HEAT Rounds and Haircuts

John Hunt • July 5, 2026

How does a trip to the barbershop connect with Independence Day?

The Fourth of July was a really big deal when I was a kid. It meant spending long summer days playing with firecrackers. Back then, "ladyfingers" were our main source of entertainment. My little brother, Ed, and I experimented with every possible way to blow something up. Ant hills became enemy bunkers, grasshoppers were Russian tanks that we blew to smithereens, and pop cans transformed into missiles that we launched into outer space. Then we followed our natural human tendency and proceeded to bigger and better "black cats," which could send the pop cans flying a couple feet higher into the air. By the time that our country's bicentennial rolled around, we had graduated to one and a half inch artillery shells. "M 80" firecrackers were outlawed a decade earlier, but some of the old timers stowed away a couple for special occasions. Life was good back then.


Then, I graduated from high school and found myself three days later, marching around the reception station at Fort Knox, Kentucky. I was now residing in the "Home of the Armor," our nation's historic Army tank base. We were scheduled for three months of intense training on the M 60A1 main battle tank, which would push our physical and mental skills to the limit.
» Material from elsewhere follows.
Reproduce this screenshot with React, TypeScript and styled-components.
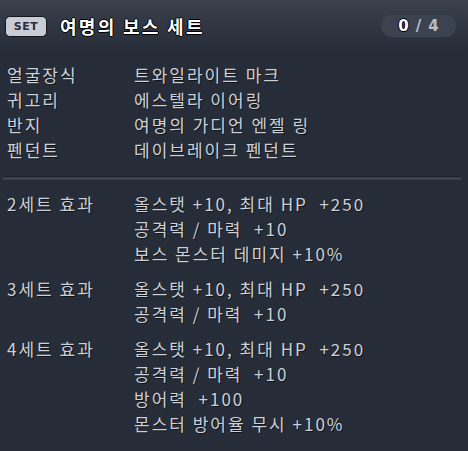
import React from 'react';
import styled, { createGlobalStyle } from 'styled-components';

type Effect = { label: string; lines: string[] };

const PARTS: [string, string][] = [
  ['얼굴장식', '트와일라이트 마크'],
  ['귀고리', '에스텔라 이어링'],
  ['반지', '여명의 가디언 엔젤 링'],
  ['펜던트', '데이브레이크 펜던트'],
];

const EFFECTS: Effect[] = [
  {
    label: '2세트 효과',
    lines: ['올스탯 +10, 최대 HP  +250', '공격력 / 마력  +10', '보스 몬스터 데미지 +10%'],
  },
  {
    label: '3세트 효과',
    lines: ['올스탯 +10, 최대 HP  +250', '공격력 / 마력  +10'],
  },
  {
    label: '4세트 효과',
    lines: [
      '올스탯 +10, 최대 HP  +250',
      '공격력 / 마력  +10',
      '방어력  +100',
      '몬스터 방어율 무시 +10%',
    ],
  },
];

const GlobalStyle = createGlobalStyle`
  html, body {
    margin: 0;
    padding: 0;
    background: #262d38;
  }
  body {
    font-family: "Noto Sans CJK KR", "Noto Sans", sans-serif;
  }
`;

const Panel = styled.div`
  width: 468px;
  height: 451px;
  background: #262d38;
  overflow: hidden;
`;

const Header = styled.div`
  height: 52px;
  display: flex;
  align-items: center;
  padding: 0 12px 0 5px;
  background: linear-gradient(to bottom, #3a414c 0%, #2c333e 70%, #262d38 100%);
`;

const SetBadge = styled.div`
  width: 42px;
  height: 21px;
  box-sizing: border-box;
  display: flex;
  align-items: center;
  justify-content: center;
  background: #c9ccd6;
  border: 1px solid #14171c;
  border-radius: 5px;
  font-family: "DejaVu Sans", sans-serif;
  font-weight: 900;
  font-size: 11px;
  letter-spacing: 0.5px;
  color: #2a2e36;
`;

const Title = styled.div`
  margin-left: 13px;
  font-size: 18px;
  font-weight: 700;
  letter-spacing: 2.3px;
  color: #ffffff;
  text-shadow: 1px 0 0 #000, -1px 0 0 #000, 0 1px 0 #000, 0 -1px 0 #000;
  flex: 1;
`;

const Counter = styled.div`
  width: 75px;
  height: 22px;
  border-radius: 11px;
  background: #3c4350;
  display: flex;
  align-items: center;
  justify-content: center;
  gap: 7px;
  font-family: "DejaVu Sans", sans-serif;
  font-weight: 700;
  font-size: 15px;
  color: #b9bdc6;
`;

const CountNow = styled.span`
  color: #ffffff;
  text-shadow: 1px 0 0 #000, -1px 0 0 #000, 0 1px 0 #000, 0 -1px 0 #000;
`;

const Rows = styled.div`
  display: grid;
  grid-template-columns: 127px 1fr;
  padding: 10px 0 0 7px;
  font-size: 17px;
  line-height: 25px;
  letter-spacing: 2px;
  color: #cdd0d6;
  text-shadow: 1px 1px 0 rgba(0, 0, 0, 0.55);
  white-space: pre;
`;

const Divider = styled.div`
  height: 3px;
  margin: 14px 7px 0 3px;
  background: #3b424d;
  border-top: 1px solid #1c2129;
`;

const Effects = styled.div`
  display: flex;
  flex-direction: column;
  gap: 10px;
  padding-top: 11px;
`;

const Cell = styled.div``;

const EffectLines = styled.div`
  display: flex;
  flex-direction: column;
`;

export default function App() {
  return (
    <Panel>
      <GlobalStyle />
      <Header>
        <SetBadge>SET</SetBadge>
        <Title>여명의 보스 세트</Title>
        <Counter>
          <CountNow>0</CountNow>
          <span>/</span>
          <span>4</span>
        </Counter>
      </Header>

      <Rows>
        {PARTS.map(([slot, name]) => (
          <React.Fragment key={slot}>
            <Cell>{slot}</Cell>
            <Cell>{name}</Cell>
          </React.Fragment>
        ))}
      </Rows>

      <Divider />

      <Effects>
        {EFFECTS.map((effect) => (
          <Rows key={effect.label} style={{ paddingTop: 0 }}>
            <Cell>{effect.label}</Cell>
            <EffectLines>
              {effect.lines.map((line) => (
                <Cell key={line}>{line}</Cell>
              ))}
            </EffectLines>
          </Rows>
        ))}
      </Effects>
    </Panel>
  );
}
We weren't playing with firecrackers anymore. The 105 mm sabot shells that we were firing spun downrange at the amazing speed of one mile per second. HEAT, the Army's acronym for "High Explosive Anti Tank," shells burned molten metal through the hull of enemy tanks. Nope, these were not ladyfingers.


By now, you see my correlation between fireworks and tank rounds, but you're wondering what on earth a barbershop has to do with the 4th of July. One of the first things that we did as army recruits at Fort Knox was to get an army regulation haircut. I will never forget the sight of young men from all over the U.S. standing in line to lose their distinctive hairdos. Growing up on a Nebraska farm, I didn't have a very broad view of the world and it's various cultures. I was in awe of the spectrum of humanity surrounding me. There were the familiar short-haired farm kids. There were shaved-headed inner city kids. There were black kids from Alabama sporting afros. There were straight black-haired Asian kids. There were clean cut Hispanics. I even saw a couple with ponytails that looked Native American. They all entered the barbershop as individuals and emerged minutes later with the exact same buzz cut. These guys came from all walks of life and various ethnicities to sign over their lives to the U.S. Army. I learned a valuable lesson in the American way that day. It takes everyone with their own special skills working together to keep the machinery of this great country rolling. Happy 250th Independence Day everyone!